What you will do: Scan the data below for the string "this". Copy every line where it appears.

━━ Supplied data ━━

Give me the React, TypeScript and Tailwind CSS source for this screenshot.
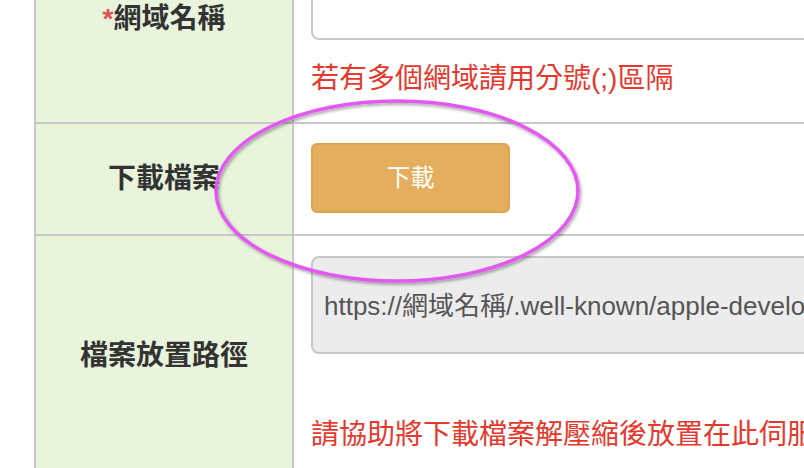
import type { ReactNode } from "react";

const Row = ({
  label,
  children,
  className,
}: {
  label: ReactNode;
  children: ReactNode;
  className: string;
}) => {
  return (
    <div className="grid grid-cols-[258px_1fr] border-b-2 border-[#c8c8c8]">
      <div className="flex items-center justify-center bg-[#e8f4dc] border-r-2 border-[#c8c8c8] text-[28px] leading-[42px] font-bold text-[#333]">
        {label}
      </div>
      <div className={className}>{children}</div>
    </div>
  );
};

export default function App() {
  return (
    <div className="relative w-[804px] h-[468px] overflow-hidden bg-white font-['Liberation_Sans','Noto_Sans_CJK_TC',sans-serif]">
      <div className="-mt-[84px] ml-[34px] w-[1100px] border-l-2 border-[#c8c8c8]">
        <Row
          label={
            <span>
              <span className="text-[#d9534f]">*</span>網域名稱
            </span>
          }
          className="pl-[17px] pt-[60px] pb-[22px]"
        >
          <div className="h-[64px] w-[760px] rounded-[8px] border-2 border-[#c8c8c8] bg-white" />
          <p className="mt-[18px] text-[28px] leading-[42px] text-[#e5392d] whitespace-nowrap">
            若有多個網域請用分號(;)區隔
          </p>
        </Row>

        <Row label="下載檔案" className="pl-[17px] pt-[19px] pb-[21px]">
          <button className="flex h-[70px] w-[199px] items-center justify-center rounded-[6px] border-2 border-[#dea34f] bg-[#e4ae5e] text-[24px] text-white">
            下載
          </button>
        </Row>

        <Row label="檔案放置路徑" className="pl-[17px] pt-[20px] pb-[20px]">
          <div className="flex h-[98px] w-[760px] items-center rounded-[8px] border-2 border-[#c8c8c8] bg-[#ececec] pl-[11px] pt-[3px] text-[26px] text-[#555] whitespace-nowrap overflow-hidden">
            https://網域名稱/.well-known/apple-developer-domain-association.txt
          </div>
          <p className="mt-[60px] text-[28px] leading-[42px] text-[#e5392d] whitespace-nowrap">
            請協助將下載檔案解壓縮後放置在此伺服器路徑
          </p>
        </Row>
      </div>

      <svg
        className="pointer-events-none absolute inset-0"
        width="804"
        height="468"
        viewBox="0 0 804 468"
      >
        <defs>
          <filter id="shadow" x="-10%" y="-10%" width="120%" height="130%">
            <feDropShadow dx="1.5" dy="2" stdDeviation="1.5" floodColor="#000" floodOpacity="0.35" />
          </filter>
        </defs>
        <ellipse
          cx="397"
          cy="191"
          rx="181"
          ry="90"
          fill="none"
          stroke="#e459f2"
          strokeWidth="3.5"
          filter="url(#shadow)"
        />
      </svg>
    </div>
  );
}
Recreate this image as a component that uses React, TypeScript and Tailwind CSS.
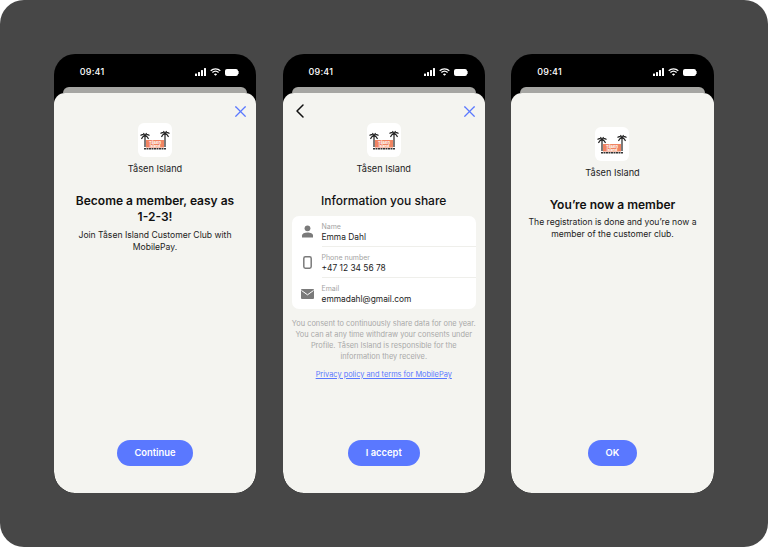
import React from 'react';
import { X, ChevronLeft } from 'lucide-react';

const StatusBar = () => (
  <div className="h-[33px] pl-[26px] pr-[17px] pt-[3px] flex items-center justify-between text-white">
    <span className="text-[9px] font-medium tracking-[0.2px]">09:41</span>
    <div className="flex items-center gap-[3px]">
      <svg width="12" height="8" viewBox="0 0 12 8" fill="#fff">
        <rect x="0" y="5.5" width="2" height="2.5" rx="0.5" />
        <rect x="3" y="4" width="2" height="4" rx="0.5" />
        <rect x="6" y="2" width="2" height="6" rx="0.5" />
        <rect x="9" y="0" width="2" height="8" rx="0.5" />
      </svg>
      <svg width="11" height="8" viewBox="0 0 11 8" fill="none" stroke="#fff" strokeWidth="1.3">
        <path d="M0.7 2.8a7 7 0 0 1 9.6 0" />
        <path d="M2.4 4.5a4.6 4.6 0 0 1 6.2 0" />
        <path d="M5.5 7.8 L3.9 6.2a2.3 2.3 0 0 1 3.2 0Z" fill="#fff" stroke="none" />
      </svg>
      <div className="flex items-center ml-[1px]">
        <div className="w-[13px] h-[7px] rounded-[2px] bg-white" />
        <div className="w-[1px] h-[3px] bg-white/60" />
      </div>
    </div>
  </div>
);

const Palm = ({ x, top }: { x: number; top: number }) => (
  <g stroke="#222" fill="none">
    <path d={`M${x} 24 L${x} ${top}`} strokeWidth="1.2" />
    <g strokeWidth="1.1">
      <path d={`M${x} ${top} Q${x - 2} ${top - 2.5} ${x - 4.5} ${top - 0.5}`} />
      <path d={`M${x} ${top} Q${x + 2} ${top - 2.5} ${x + 4.5} ${top - 0.5}`} />
      <path d={`M${x} ${top} Q${x - 2.5} ${top} ${x - 3.5} ${top + 3}`} />
      <path d={`M${x} ${top} Q${x + 2.5} ${top} ${x + 3.5} ${top + 3}`} />
      <path d={`M${x} ${top} L${x - 1.5} ${top - 3}`} />
      <path d={`M${x} ${top} L${x + 1.5} ${top - 3}`} />
    </g>
  </g>
);

const Logo = () => (
  <div className="w-[34px] h-[34px] rounded-[6px] bg-white overflow-hidden">
    <svg width="34" height="34" viewBox="0 0 34 34">
      <rect x="8" y="17" width="18" height="7.5" fill="#f08462" />
      <text x="17" y="21" textAnchor="middle" fontSize="4" fontWeight="700" fill="#fff">Tåsen</text>
      <text x="17" y="24.3" textAnchor="middle" fontSize="3.6" fontWeight="700" fill="#fff">Island</text>
      <Palm x={7} top={13} />
      <Palm x={27} top={11} />
      <path d="M6 25.8H28" stroke="#333" strokeWidth="1.4" strokeDasharray="2 0.5" />
    </svg>
  </div>
);

const Brand = () => (
  <div className="flex flex-col items-center gap-[6px]">
    <Logo />
    <span className="text-[9.2px] leading-[12px] text-[#222]">Tåsen Island</span>
  </div>
);

const Btn = ({ label, w }: { label: string; w: string }) => (
  <div className={`mt-auto mb-[27px] self-center h-[26px] rounded-full bg-[#5a78ff] text-white text-[9.4px] font-semibold flex items-center justify-center ${w}`}>
    {label}
  </div>
);

const Phone = ({ children }: { children: React.ReactNode }) => (
  <div className="w-[202.5px] h-[439px] rounded-[21px] bg-black overflow-hidden flex flex-col">
    <StatusBar />
    <div className="mx-[9px] h-[6px] rounded-t-[6px] bg-[#a6a6a3] shrink-0" />
    <div className="flex-1 bg-[#f4f4f0] rounded-t-[11px] rounded-b-[21px] flex flex-col relative">
      {children}
    </div>
  </div>
);

const CloseBtn = () => (
  <X className="absolute top-[9px] right-[6px] w-[19px] h-[19px] text-[#5a78ff]" strokeWidth={1.5} />
);

const UserIcon = () => (
  <svg width="13" height="13" viewBox="0 0 13 13" fill="#7a7a7a">
    <circle cx="6.5" cy="3.3" r="2.9" />
    <path d="M1 12.6V10.6C1 8.7 3.5 7.6 6.5 7.6S12 8.7 12 10.6V12.6Z" />
  </svg>
);

const PhoneIcon = () => (
  <svg width="9" height="13" viewBox="0 0 9 13" fill="none" stroke="#7a7a7a" strokeWidth="1.5">
    <rect x="0.8" y="0.8" width="7.4" height="11.4" rx="1.6" />
  </svg>
);

const MailIcon = () => (
  <svg width="13" height="10" viewBox="0 0 13 10">
    <rect x="0" y="0" width="13" height="10" rx="1" fill="#7a7a7a" />
    <path d="M0.5 1.5L6.5 5.8L12.5 1.5" fill="none" stroke="#fff" strokeWidth="1" />
  </svg>
);

const Row = ({ icon, label, value, line }: { icon: React.ReactNode; label: string; value: string; line?: boolean }) => (
  <div className="flex h-[31px]">
    <div className="w-[30px] flex items-center justify-center pl-[1px]">{icon}</div>
    <div className={`flex-1 flex flex-col justify-center pt-[2px] ${line ? 'border-b border-[#efefeb]' : ''}`}>
      <span className="text-[7px] leading-[9px] text-[#a3a3a3]">{label}</span>
      <span className="text-[8.4px] leading-[12px] text-[#1c1c1c]">{value}</span>
    </div>
  </div>
);

const App: React.FC = () => {
  return (
    <div className="w-[768px] h-[547px] bg-white" style={{ fontFamily: 'Inter, sans-serif' }}>
      <div className="w-full h-full rounded-[24px] bg-[#474747] pt-[54px] pl-[53.75px] flex gap-[26.25px]">
        <Phone>
          <CloseBtn />
          <div className="pt-[30px] self-center"><Brand /></div>
          <div className="mt-[18px] px-[16px] text-center text-[12px] leading-[16px] font-semibold text-[#111]">
            Become a member, easy as 1-2-3!
          </div>
          <div className="mt-[4px] px-[20px] text-center text-[8.6px] leading-[12px] text-[#222]">
            Join Tåsen Island Customer Club with MobilePay.
          </div>
          <Btn label="Continue" w="w-[76px]" />
        </Phone>

        <Phone>
          <ChevronLeft className="absolute top-[6px] left-[5px] w-[24px] h-[24px] text-[#111]" strokeWidth={1.5} />
          <CloseBtn />
          <div className="pt-[30px] self-center"><Brand /></div>
          <div className="mt-[18px] text-center text-[12px] leading-[16px] font-medium text-[#111]">
            Information you share
          </div>
          <div className="mt-[7px] mx-[9px] bg-white rounded-[7px]">
            <Row icon={<UserIcon />} label="Name" value="Emma Dahl" line />
            <Row icon={<PhoneIcon />} label="Phone number" value="+47 12 34 56 78" line />
            <Row icon={<MailIcon />} label="Email" value="emmadahl@gmail.com" />
          </div>
          <div className="mt-[9px] px-[8px] text-center text-[7.4px] leading-[11px] text-[#a8a8a8]">
            You consent to continuously share data for one year. You can at any time withdraw your consents under Profile. Tåsen Island is responsible for the information they receive.
          </div>
          <div className="mt-[7px] text-center text-[7.4px] leading-[11px] text-[#5a78ff] underline">
            Privacy policy and terms for MobilePay
          </div>
          <Btn label="I accept" w="w-[72px]" />
        </Phone>

        <Phone>
          <div className="pt-[34px] self-center"><Brand /></div>
          <div className="mt-[18px] text-center text-[12px] leading-[16px] font-semibold text-[#111]">
            You’re now a member
          </div>
          <div className="mt-[3px] px-[14px] text-center text-[8.6px] leading-[12px] text-[#222]">
            The registration is done and you’re now a member of the customer club.
          </div>
          <Btn label="OK" w="w-[49px]" />
        </Phone>
      </div>
    </div>
  );
};

export default App;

━━━

Result of the exercise:
Give me the React, TypeScript and Tailwind CSS source for this screenshot.
Recreate this image as a component that uses React, TypeScript and Tailwind CSS.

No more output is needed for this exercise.